12 ) KARDEŞ KARDEŞ OYNAYIN YAVRUM
Eve oynamaya gelen arkadasın veya daha da kötüsü öz be öz kardeşin kafasına sandalye geçirdiğinizde annenizden gelen uyarının giriş cümlesidir. Anne konuştukça coşar, bir gün onu kahırdan öldüreceğinizden dem vurur, gözlerinden alevler çıkar. 17 dakika sonra mutfaktan ‘Sezi önlüğünü getir kızım ütüleyeyim, okula öyle buruşuk buruşuk gidilmez’ der ve mutlu aile tablomuza geri döneriz.

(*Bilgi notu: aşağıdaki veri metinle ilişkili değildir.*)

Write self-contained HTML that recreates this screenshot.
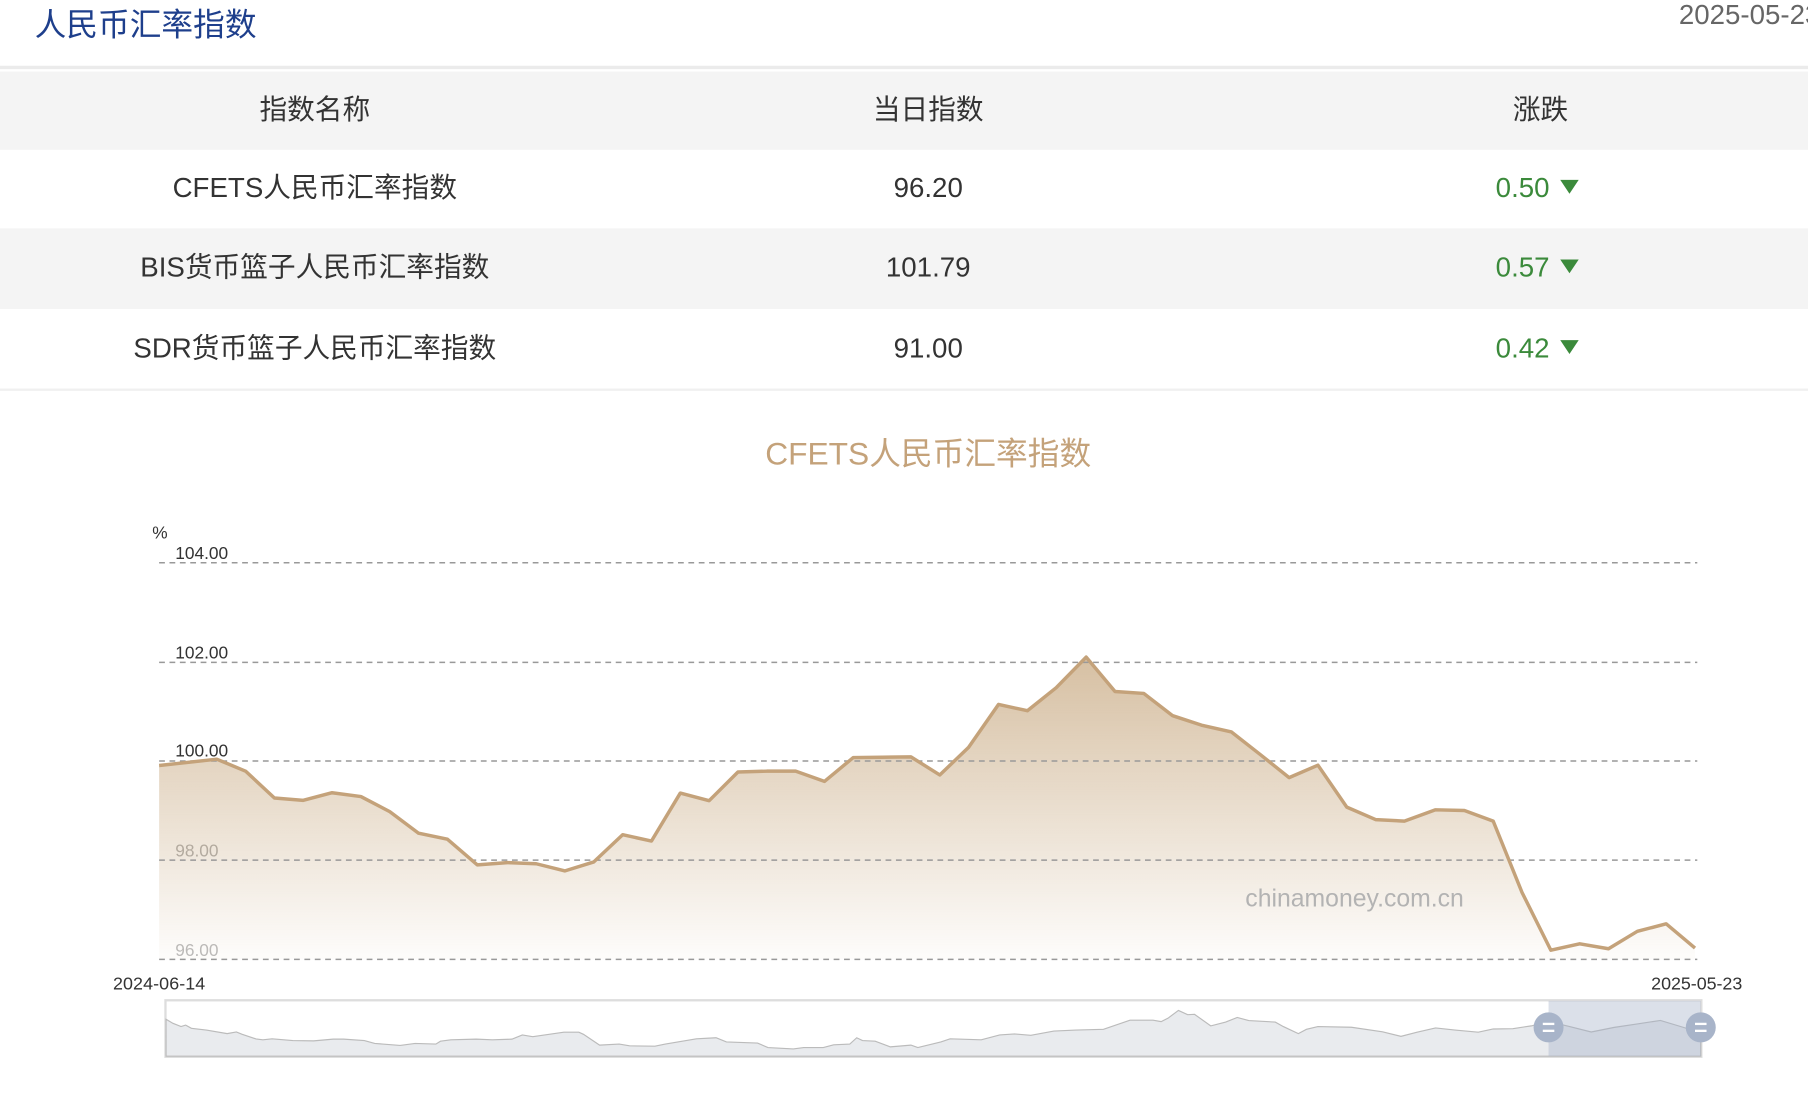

13) HASTA OLURSAN BEN BAKMAYACAĞIM
Çocuğun anneye ince gelen bir kıyafet giymesiyle annede oluşan korku durumdur. Ve asla bir anneyi memnun edecek kadar sıkı giyinmeniz mümkün değildir. Genelde ilk kıvılcım içe fanila giyilmemesi ve belin açık olmasıdır, sonra şu şekilde bir monolog cereyan eder ‘’Bak incecik çıkıyorsun , hiç sokak kıyafeti mi o, aşk olsun zatürre olacaksın valla kızım , siz annenizi dinlemeyin zaten, hep arkadaşlarınızı dinleyin, ben bakmayacağım sana yataklara düşünce, kendine kendin bakarsın olmadı gelsin o zıpır arkadaşların çorba yapsın sana bıdıbıdı’’
14) İŞGİL
- Seziiii kızım neden odana kapandın?
- İyiyim anne ooof yaaaaaaa
- Senin bir şeyin var kesin. Bugün Pazar neden sokağa çıkmıyorsunuz ablanla?

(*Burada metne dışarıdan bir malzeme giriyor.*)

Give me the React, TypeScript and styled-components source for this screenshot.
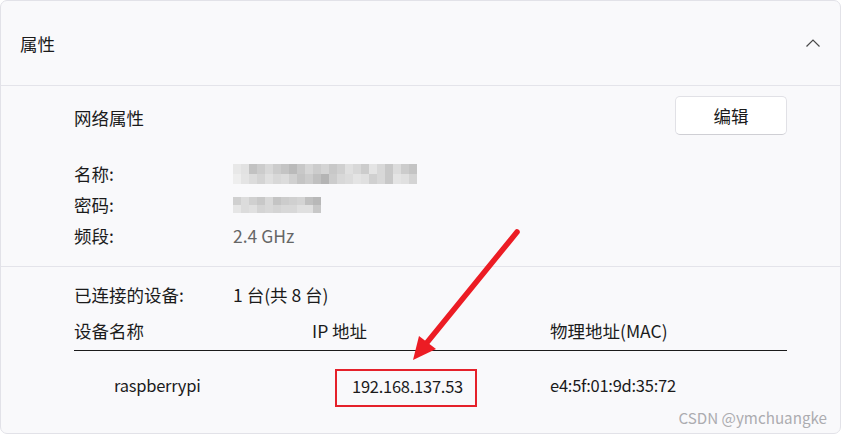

- Evde oturucam anne üstüme gelme yaaaaa.
- Kızım bak gel anlat bir şey mi oldu?
Anlattığım bu hikayeler 80'li 90'lı yıllarda bizzat tarafımdan yaşanmış veya gözlemlenmiştir. Şimdi duyar gibiyim 'Sezi benimle dalga geçme kızım' dediğini. Aslında onların bir nevi alameti farikası bunlar. Dünyanın başka ülkelerinde bambaşka anneler vardır belki ama kimin umurunda! Bizim annelerimiz altın günlerinde sigara böreği tepsisinin altına kolalı dantel örtü seren kadınlardı ve böyle çok muhteşemdiler.